We then use the library rvest to make Google Search requests, with each organization name as the search term. Here is a simple version of the web scrapping function.
for (name in d$OrganizationName[1:2000]){
print(paste0(“finding the url for:”,name)) Sys.sleep(3) url1 = URLencode(paste0(“https://www.google.com/search?q=",name))
page1 <- read_html(url1)
results1 <- page1 %>% html_nodes(“cite”) %>% html_text()
result1 <- as.character(results1[1]) d[d$OrganizationName==name,]$Website <- result1}
In line 1, you will notice that we let R to parse from the 1st through the 2000th cell in the column called OrganizationName (you can of course change the numbers to suit your need). We also let R to print (a.k.a, display in the R console) each organization name.
Sys.sleep(3) is put in so that R will rest for 3 seconds after each scrapping request.
url1 is the unique Google search url based on a given search term. It is https://www.google.com/search?q=, followed by a search term.
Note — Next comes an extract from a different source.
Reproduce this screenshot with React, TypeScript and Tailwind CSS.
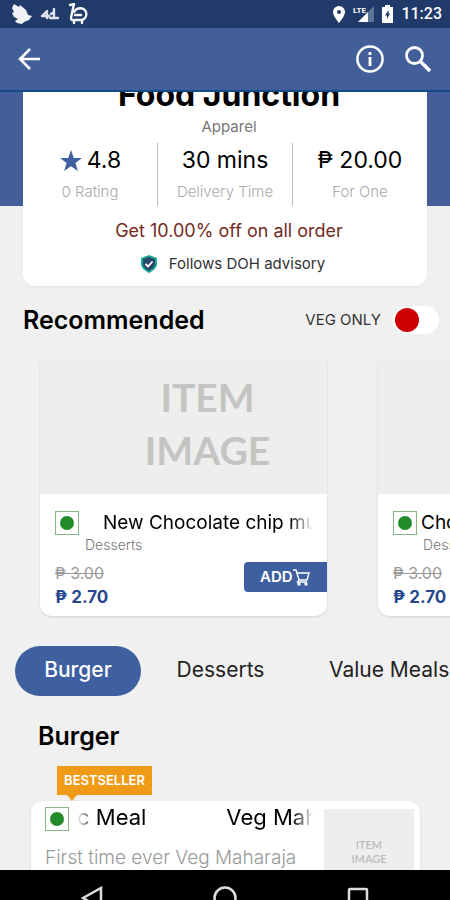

So, to search red cross, the url is: https://www.google.com/search?q=red+cross (note: the space between two words is replaced by + or %20).
page1 <- read_html(url1) is using the read_html function in rvest to download the html code using a search url. results1 contains the html output. And result1 is the first search result.
4. Web scrapping — full features
The simple web scrapping function we’ve created from the above step only returns website URLs. What about Facebook pages and Twitter accounts? We can add a few lines to the function to do more advanced scrapping. The idea is simple: we add two more Google searches, each is limited to a specific domain. For example, by adding “site:twitter.com” to the search url, we can get search results strictly from twitter.com.
The complete web scrapping function will be like this:
for (name in d$OrganizationName[1531:2000]){
print(paste0(“finding the url for:”,name))
Sys.sleep(3)
url1 = URLencode(paste0(“https://www.google.com/search?q=",name))
page1 <- read_html(url1)
results1 <- page1 %>% html_nodes(“cite”) %>% html_text()
result1 <- as.character(results1[1])
d[d$OrganizationName==name,]$Website <- result1
print(paste0(“finding the Twitter url for:”,name))
url2 = URLencode(paste0(“https://www.google.com/search?q=",gsub(" ","+",name),"+site:twitter.com"))
page2 <- read_html(url2)
results2 <- page2 %>% html_nodes(“cite”) %>% html_text()
result2 <- as.character(results2[1])
d[d$OrganizationName==name,]$Twitter <- result2
print(paste0(“finding the Facebook url for:”,gsub(" ","+",name)))
url3 = URLencode(paste0(“https://www.google.com/search?q=",gsub(" ","+",name),"+site:facebook.com"))
page3 <- read_html(url3)
results3 <- page3 %>% html_nodes(“cite”) %>% html_text()
result3 <- as.character(results3[1])
d[d$OrganizationName==name,]$Facebook <- result3
}
Caveats
You may not always get accurate search result — the first website may not be related to your target organization at all. That’s when you need data cleaning — part of it can be automated as well!
You can create a new column to store the second website in a returned search result. For example, you can add the following two lines to the function.
result4 <- as.character(results1[2])
d[d$OrganizationName==name,]$Alternative_result <- result4
Since all organizations on my list are nonprofits. Their website URLs should end with .org. Using the following, I can create a new data frame (i.e., spreadsheet) to include only organizations whose URLs contain “.org”.
c<-d[grep(“.org”, d$Website), ]
In the end, we probably cannot get away without having human eyes check the data. But now the task is far less daunting.